Four biomedical engineering students at the University of Rochester have won the Rehabilitation Engineering Research Center's Accessible Medical Instrumentation Competition for their exercise cycle that can be used by people with a variety of disabilities, including stroke, Parkinson's, blindness, obesity, and deafness.

The cycle, which features Braille, audio prompts, visual cues, special seating and adjustments, was designed in a course at the University that teaches engineering students to design and develop medical devices. It has proven to be such an ingenious device that the Brain Injury Unit at St. Mary's Hospital has expressed interest in obtaining and using the cycle for its patients undergoing physical therapy.

"We're especially proud of this year's students," says Amy Lerner, associate professor of biomedical engineering and instructor of the biomedical design course. "Nineteen teams from 16 universities around the country designed devices for this competition, and we won first place the first year we entered."

The designing students are all biomedical engineering graduates: Amy Chi-Yun Huang of Emeryville, Calif., Megan Damcott of Sherman, N.Y., Ling Dong of Philadelphia, Pa., and Laura Katzenberger of White Lake, N.Y. Greg Gdowski, assistant professor of biomedical engineering, served as the team's faculty supervisor.

The students, calling their team VersaErg Innovations, began with a regular Schwinn recumbent exercise cycle, first replacing its seat with one that swivels, allowing someone with very limited mobility to sit down from a standing position beside the cycle, then easily swivel into a comfortable seated position. The new seat is larger as well to accommodate people weighing up to 300 pounds. Next, the cross bar connecting the seat pedestal to the cycle was removed so that a user could swivel into position without having to lift either leg. Once seated, the patient moves the cycle, not the seat, into position. The pedals and display easily glide toward and away from the patient and lock in place, making it unnecessary for the patient to move, but also allowing a therapist to move the cycle out of the way should assistance be needed.

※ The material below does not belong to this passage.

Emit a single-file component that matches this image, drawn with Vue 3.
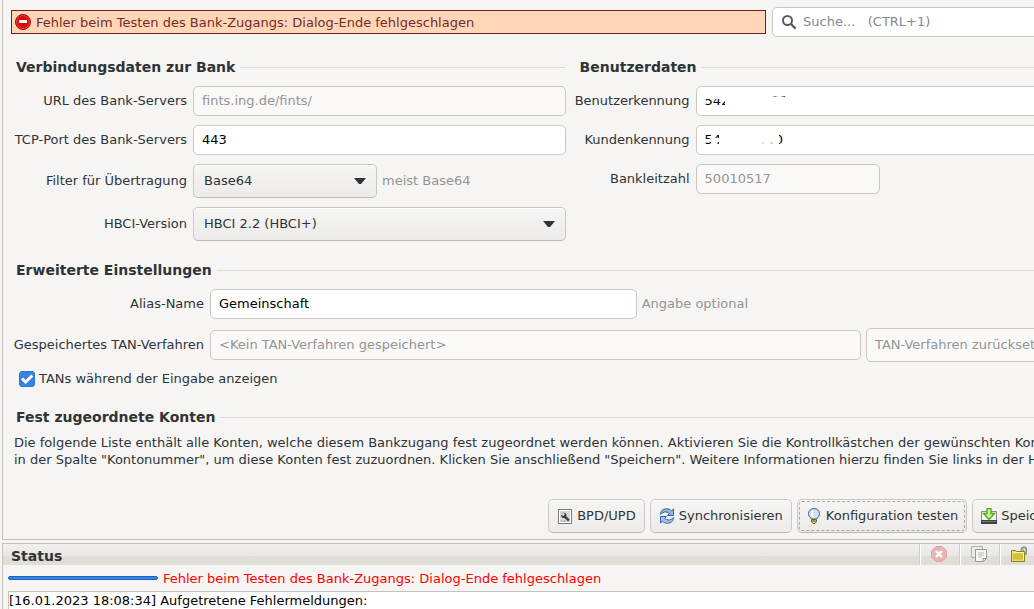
<script setup>
import { ref } from 'vue'

const port = ref('443')
const filter = ref('Base64')
const version = ref('HBCI 2.2 (HBCI+)')
const alias = ref('Gemeinschaft')
const showTans = ref(true)
const log = ref('[16.01.2023 18:08:34] Aufgetretene Fehlermeldungen:')
const userId = ref('542' + '\u00a0'.repeat(10) + '00')
const customerId = ref('54' + '\u00a0'.repeat(13) + '0')
</script>

<template>
  <div class="window">
    <main class="panel">
      <header class="top">
        <div class="alert" role="alert">
          <svg width="16" height="16" viewBox="0 0 16 16" aria-hidden="true">
            <circle cx="8" cy="8" r="7.5" fill="#d40a0a" stroke="#a90000" />
            <circle cx="8" cy="8" r="6.4" fill="none" stroke="#ee4a4a" />
            <rect x="4" y="6" width="8" height="3" fill="#fff" />
          </svg>
          <span>Fehler beim Testen des Bank-Zugangs: Dialog-Ende fehlgeschlagen</span>
        </div>
        <div class="search">
          <svg width="16" height="16" viewBox="0 0 16 16" aria-hidden="true">
            <circle cx="6.5" cy="6.5" r="4.5" fill="none" stroke="#565b5c" stroke-width="2" />
            <path d="M10 10l4.6 4.6" stroke="#565b5c" stroke-width="2.4" />
          </svg>
          <input type="text" aria-label="Suche" placeholder="Suche...   (CTRL+1)" />
        </div>
      </header>

      <div class="columns">
        <section>
          <h2>Verbindungsdaten zur Bank</h2>
          <div class="form connection">
            <label for="url">URL des Bank-Servers</label>
            <input id="url" type="text" value="fints.ing.de/fints/" disabled />
            <label for="port">TCP-Port des Bank-Servers</label>
            <input id="port" v-model="port" type="text" />
            <label for="filter">Filter für Übertragung</label>
            <div class="row">
              <div class="select short">
                <select id="filter" v-model="filter"><option>Base64</option></select>
                <svg width="12" height="6" viewBox="0 0 12 6" aria-hidden="true"><path d="M0 0h12L7 6H5z" fill="#2e3436" /></svg>
              </div>
              <span class="hint">meist Base64</span>
            </div>
            <label for="version">HBCI-Version</label>
            <div class="select">
              <select id="version" v-model="version"><option>HBCI 2.2 (HBCI+)</option></select>
              <svg width="12" height="6" viewBox="0 0 12 6" aria-hidden="true"><path d="M0 0h12L7 6H5z" fill="#2e3436" /></svg>
            </div>
          </div>
        </section>

        <section>
          <h2>Benutzerdaten</h2>
          <div class="form user">
            <label for="user">Benutzerkennung</label>
            <div class="masked">
              <input id="user" v-model="userId" type="text" />
              <svg width="86" height="18" viewBox="0 0 86 18" aria-hidden="true">
                <path d="M0 0h26v8H0zM23 6h63v12H23zM23 0h43v7H23z" fill="#fff" />
                <path d="M66 0h16v6H66z" fill="#fff" fill-opacity=".5" />
              </svg>
            </div>
            <label for="customer">Kundenkennung</label>
            <div class="masked">
              <input id="customer" v-model="customerId" type="text" />
              <svg width="86" height="18" viewBox="0 0 86 18" aria-hidden="true">
                <path d="M0 9h9v3H0zM9 0h3v18H9zM12 8h62v4H12zM17 0h60v18H17z" fill="#fff" />
                <path d="M60 13h2M68 13h3" stroke="#b9b9b9" />
              </svg>
            </div>
            <label for="blz">Bankleitzahl</label>
            <input id="blz" class="short" type="text" value="50010517" disabled />
          </div>
        </section>
      </div>

      <section>
        <h2>Erweiterte Einstellungen</h2>
        <div class="form extended">
          <label for="alias">Alias-Name</label>
          <div class="row">
            <input id="alias" v-model="alias" class="alias" type="text" />
            <label class="hint alias-hint" for="alias">Angabe optional</label>
          </div>
          <label for="tan">Gespeichertes TAN-Verfahren</label>
          <div class="row">
            <input id="tan" type="text" value="&lt;Kein TAN-Verfahren gespeichert&gt;" disabled />
            <button class="reset" type="button" disabled>TAN-Verfahren zurücksetzen</button>
          </div>
        </div>
        <label class="check">
          <input v-model="showTans" type="checkbox" />
          <span>TANs während der Eingabe anzeigen</span>
          <svg width="16" height="16" viewBox="0 0 16 16" aria-hidden="true"><path d="M3 7.500l3.600 3.500L13.300 4.500" fill="none" stroke="#fff" stroke-width="3" /></svg>
        </label>
      </section>

      <section>
        <h2>Fest zugeordnete Konten</h2>
        <p>Die folgende Liste enthält alle Konten, welche diesem Bankzugang fest zugeordnet werden können. Aktivieren Sie die Kontrollkästchen der gewünschten Konten<br />in der Spalte "Kontonummer", um diese Konten fest zuzuordnen. Klicken Sie anschließend "Speichern". Weitere Informationen hierzu finden Sie links in der Hilfe.</p>
      </section>

      <footer class="actions">
        <button type="button">
          <svg width="16" height="16" viewBox="0 0 16 16" aria-hidden="true">
            <rect x="1.500" y="1.500" width="13" height="14" fill="#fff" stroke="#777" />
            <rect x="3" y="3" width="10" height="11" fill="#d8d8d8" />
            <path d="M4 5h4M4 13h5" stroke="#aaa" />
            <path d="M7 8l5 4.500" stroke="#444" stroke-width="2.400" />
            <path d="M4 7a3 3 0 0 0 3 3 3 3 0 0 0 2-4.500L7 5l1 2-1.500 1z" fill="#333" />
          </svg>
          BPD/UPD
        </button>
        <button type="button">
          <svg width="16" height="16" viewBox="0 0 16 16" aria-hidden="true">
            <path d="M1.500 6.500C1.500 3 4 .8 7.500.8c2.200 0 3.800.7 5 2l2-1.800v6.500H8.500l2-2C8.500 3.800 5.500 3.500 4 4.500c-1 .5-1.500 1.200-2.500 2z" fill="#8fb3dc" stroke="#2f61a5" />
            <path d="M14.500 9.500c0 3.500-2.500 5.700-6 5.700-2.200 0-3.800-.7-5-2L1.500 15V8.500h6l-2 2c2 1.700 5 2 6.500 1 1-.5 1.500-1.200 2.500-2z" fill="#a9c5e6" stroke="#2f61a5" />
          </svg>
          Synchronisieren
        </button>
        <button class="focused" type="button">
          <svg width="16" height="16" viewBox="0 0 16 16" aria-hidden="true">
            <path d="M5.500 11C4.500 9.500 2.500 8.500 2.500 5.500a5.500 5 0 0 1 11 0c0 3-2 4-3 5.500z" fill="#cfe0fa" stroke="#465a82" />
            <path d="M5 6c0-2 1-3 3-3-1 2-1 4 0 6-2 0-3-1-3-3z" fill="#fff" />
            <path d="M5.500 11.500h5v2l-1.500 2H7l-1.500-2z" fill="#e9db69" stroke="#6b6227" />
            <path d="M5.500 13h5" stroke="#6b6227" />
          </svg>
          Konfiguration testen
        </button>
        <button type="button">
          <svg width="16" height="16" viewBox="0 0 16 16" aria-hidden="true">
            <path d="M.5 3.500h15v9H.5z" fill="#f4f4f2" stroke="#888" />
            <path d="M0 12h16v4H0z" fill="#3e4142" />
            <path d="M1 13.500h14" stroke="#777" />
            <path d="M6 .5h4v5h3.500L8 11.500 2.500 5.500H6z" fill="#c7f29b" stroke="#4ea80b" stroke-width="1.300" />
          </svg>
          Speichern
        </button>
      </footer>
    </main>

    <section class="status">
      <header>
        <h2>Status</h2>
        <div class="tools">
          <button type="button" aria-label="Abbrechen">
            <svg width="16" height="16" viewBox="0 0 16 16" aria-hidden="true">
              <path d="M5 .5h6L15.500 5v6L11 15.500H5L.5 11V5z" fill="#e7b4b3" stroke="#dba09f" />
              <path d="M5 5l6 6M11 5l-6 6" stroke="#fff" stroke-width="2.400" />
            </svg>
          </button>
          <button type="button" aria-label="Kopieren">
            <svg width="16" height="16" viewBox="0 0 16 16" aria-hidden="true">
              <path d="M.5.5h11v11H.5z" fill="#ecebe9" stroke="#b0b0ad" />
              <path d="M4.500 3.500h11v9l-3 3h-8z" fill="#f5f5f4" stroke="#989a96" />
              <path d="M7 7h6M7 9h6M7 11h4" stroke="#bbb" />
              <path d="M12 15.500v-3h3.500" fill="none" stroke="#888" />
            </svg>
          </button>
          <button type="button" aria-label="Entsperren">
            <svg width="16" height="16" viewBox="0 0 16 16" aria-hidden="true">
              <path d="M10.500 6V3a2.500 2.500 0 0 1 4.800 0v6" fill="none" stroke="#8f918e" stroke-width="2" />
              <path d="M12.500 3.500v4.500" stroke="#999" />
              <path d="M.5 4.500h4l1 1h8v10H.5z" fill="#e6db75" stroke="#92830d" />
              <path d="M2 7.500h10v6H2z" fill="#cfc03c" />
              <path d="M1.500 6.500h11v8" fill="none" stroke="#f7f1aa" />
            </svg>
          </button>
        </div>
      </header>
      <div class="progress">
        <div class="bar" role="progressbar" aria-label="Fortschritt" aria-valuenow="100"></div>
        <span>Fehler beim Testen des Bank-Zugangs: Dialog-Ende fehlgeschlagen</span>
      </div>
      <textarea v-model="log" aria-label="Protokoll" rows="1" readonly></textarea>
    </section>
  </div>
</template>

<style>
body {
  background: #f6f5f4;
}

#app {
  overflow: hidden;
}
</style>

<style scoped>
* {
  box-sizing: border-box;
}

/* The window continues past the right edge of the screen. */
.window {
  display: flex;
  flex-direction: column;
  gap: 3px;
  width: calc(100% + 56px);
  height: 100vh;
  padding-left: 2px;
  color: #2e3436;
  font-family: "DejaVu Sans", sans-serif;
  font-size: 13px;
  line-height: 17px;
  white-space: nowrap;
}

.panel {
  display: flex;
  flex: 1;
  flex-direction: column;
  min-height: 0;
  padding: 7px 6px 6px 8px;
  border: 1px solid #c5c1bb;
  border-top: 0;
}

svg {
  flex: none;
}

.top {
  display: grid;
  grid-template-columns: 17fr 7fr;
  align-items: center;
  gap: 6px;
  padding-bottom: 1px;
}

.alert {
  display: flex;
  align-items: center;
  gap: 5px;
  height: 24px;
  padding: 0 3px;
  border: 1px solid #6e2020;
  background: #ffd7b8;
  color: #752a2a;
}

.search {
  display: flex;
  align-items: center;
  gap: 6px;
  height: 30px;
  padding-left: 8px;
  border: 1px solid #cdc7c2;
  border-radius: 5px;
  background: #fff;
}

.search input {
  height: 28px;
  padding: 0 0 2px;
  border: 0;
  background: transparent;
}

.search input::placeholder {
  color: #85888a;
  opacity: 1;
  white-space: pre;
}

.columns {
  display: grid;
  grid-template-columns: 12fr 11fr;
  gap: 9px;
}

h2 {
  display: flex;
  align-items: center;
  gap: 5px;
  margin: 20px 0 10px;
  padding-left: 5px;
  font-size: 14px;
  font-weight: bold;
  line-height: 18px;
}

.panel h2 {
  padding-right: 1px;
}

.panel h2::after {
  flex: 1;
  height: 1px;
  background: #dcdad7;
  content: "";
}

.form {
  display: grid;
  align-items: center;
  gap: 9px 6px;
}

.form label,
.hint {
  padding-bottom: 2px;
}

.form > label {
  text-align: right;
}

.connection {
  grid-template-columns: 176px 1fr;
}

.user {
  grid-template-columns: 115px 1fr;
  align-content: start;
}

.extended {
  grid-template-columns: 193px 1fr;
}

input,
select,
button,
textarea {
  margin: 0;
  font: inherit;
}

input[type="text"] {
  width: 100%;
  min-width: 0;
}

.form input {
  height: 30px;
  padding: 0 8px 2px;
  border: 1px solid #cdc7c2;
  border-radius: 5px;
  background: #fff;
  color: #000;
}

.form input:disabled {
  background: #faf9f8;
  color: #929595;
}

.form input.short,
.select.short {
  width: 184px;
}

.row {
  display: flex;
  align-items: center;
  gap: 5px;
}

.hint {
  color: #929595;
}

.row .alias {
  flex: 50;
}

.alias-hint {
  flex: 54;
}

.select,
.masked {
  position: relative;
}

.select select {
  display: block;
  width: 100%;
  height: 34px;
  padding: 0 30px 2px 10px;
  border: 1px solid #cdc7c2;
  border-bottom-color: #bfb8b1;
  border-radius: 5px;
  background: linear-gradient(#f6f5f4, #edebe9);
  box-shadow: inset 0 1px #fff;
  color: #2e3436;
  appearance: none;
}

.select svg {
  position: absolute;
  top: 14px;
  right: 11px;
  pointer-events: none;
}

.masked input {
  display: block;
}

.masked svg {
  position: absolute;
  top: 5px;
  left: 6px;
}

button {
  display: flex;
  align-items: center;
  gap: 4px;
  height: 34px;
  padding: 0 8px 2px;
  border: 1px solid #cdc7c2;
  border-bottom-color: #bfb8b1;
  border-radius: 5px;
  background: linear-gradient(#f6f5f4, #edebe9);
  box-shadow: inset 0 1px #fff;
  color: #2e3436;
}

.reset {
  flex: 0 0 217px;
  border-color: #cdc7c2;
  background: #faf9f8;
  box-shadow: none;
  color: #929595;
}

.check {
  display: flex;
  position: relative;
  align-items: flex-start;
  gap: 4px;
  height: 17px;
  margin-top: 9px;
  padding-left: 8px;
  line-height: 16px;
}

.check input {
  width: 16px;
  height: 16px;
  border: 1px solid #2c78d6;
  border-radius: 3px;
  background: #3584e4;
  appearance: none;
}

.check input:not(:checked) {
  background: #fff;
}

.check svg {
  position: absolute;
  left: 8px;
  pointer-events: none;
}

p {
  margin: -2px 0 0 3px;
}

.actions {
  display: flex;
  justify-content: flex-end;
  gap: 5px;
  margin-top: auto;
  padding-right: 8px;
}

.actions svg {
  margin-top: 2px;
}

.focused {
  outline: 1px dashed #aaa8a6;
  outline-offset: -3px;
}

.status {
  flex: none;
  height: 66px;
  border: 1px solid #c5c1bb;
  border-bottom: 0;
}

.status header {
  display: flex;
  justify-content: space-between;
  height: 21px;
  background: linear-gradient(#f2f0ef, #e9e6e3 55%, #e1ded9 55%);
}

.status h2 {
  margin: 2px 0 0;
  padding-left: 8px;
}

.tools {
  display: flex;
  width: 169px;
}

.tools button {
  justify-content: center;
  width: 40px;
  height: 21px;
  padding: 0 3px 1px 0;
  border: 0;
  border-left: 1px solid #fff;
  border-radius: 0;
  background: transparent;
  box-shadow: -1px 0 #d2cec9;
}

.progress {
  display: flex;
  align-items: center;
  gap: 5px;
  height: 26px;
  padding-left: 5px;
  color: #f00;
}

.bar {
  width: 150px;
  height: 4px;
  border: 1px solid #1b62b8;
  border-radius: 2px;
  background: #3584e4;
}

textarea {
  display: block;
  width: calc(100% - 5px);
  height: 18px;
  margin-left: 5px;
  padding: 0;
  border: 1px solid #c5c1bb;
  border-width: 1px 0 0 1px;
  background: #fff;
  color: #000;
  overflow: hidden;
  resize: none;
}
</style>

To make sure the cycle was fully usable by people with vision and hearing difficulties, the students installed a large magnifying glass that can be slid over any part of the display to enlarge it. They painted all the edges of the machine with highly contrasting colors, and even enlisted the help of the National Braille Association in creating Braille stickers to identify buttons and controls across the entire cycle. Voice-recording circuitry also recites the name of whatever button or function has been activated for those visually impaired patients who cannot read Braille.

The Brain Injury Unit at St. Mary's Hospital was also involved in helping the students understand what would be necessary to make such a piece of equipment easier for people with disabilities. The physical therapy staff at St. Mary's encouraged the students to develop the "walk-through" design, as well as the swiveling seat, citing people who had suffered a stroke or Parkinson's disease—bringing a real-world understanding of the needs of physical therapy patients that might not be obvious to an engineer. The students also received advice from members of the Rochester Disabilities Cluster at the University of Rochester, a group which comprises faculty from several departments who focus on educating the community about disability issues.

"The physical therapists who saw it were very pleased with the design," says Lerner. "Even recreational therapists from the clinic took a look at it and all think it would be a terrific help for their patients."

The students went beyond merely designing the cycle itself, participating in the University's Forbes Engineering Entrepreneurship Competition. They developed a business plan for how the cycle could be commercially developed, which won them third place (another biomedical engineering team won first place with a device to simulate hearing loss). Since accessible designs can be difficult to market, the team developed a plan based on allowing customers to select a range of modifications to fit their needs.

The students developed the cycle as part of the biomedical engineering program's Senior Design Sequence, which is a course required of all biomedical engineering undergraduates. The course has garnered national praise, most notably from the Whitaker Foundation and the Biomedical Engineering Society, for its distinctive customer-driven approach to design. Projects are chosen and developed in response to real-world needs and criteria, rather than on simple course outlines. In addition, the students receive training in entrepreneurship, U.S. Food and Drug Administration regulation, and the ethical issues of biomedical design. Students have designed clinical devices, research instruments and devices to aid those with disabilities, with customers from the University of Rochester Medical Center and others from the local community.

Each year, students undertake eight to 10 projects and Lerner is already seeking new "customers," like the Brain Injury Unit at St. Mary's Hospital, who are interested in providing challenges to next year's students. Individuals or companies are welcome to contact Lerner directly at amy.lerner@rochester.edu, or check the course Web page, www.courses.rochester.edu/lerner/SRDesign, for more information.

The competition was open to students in any biomedical engineering or industrial design program, with a prize of $1,000 to the winner. It was funded by the National Institute on Disability and Rehabilitation Research of the U.S. Department of Education.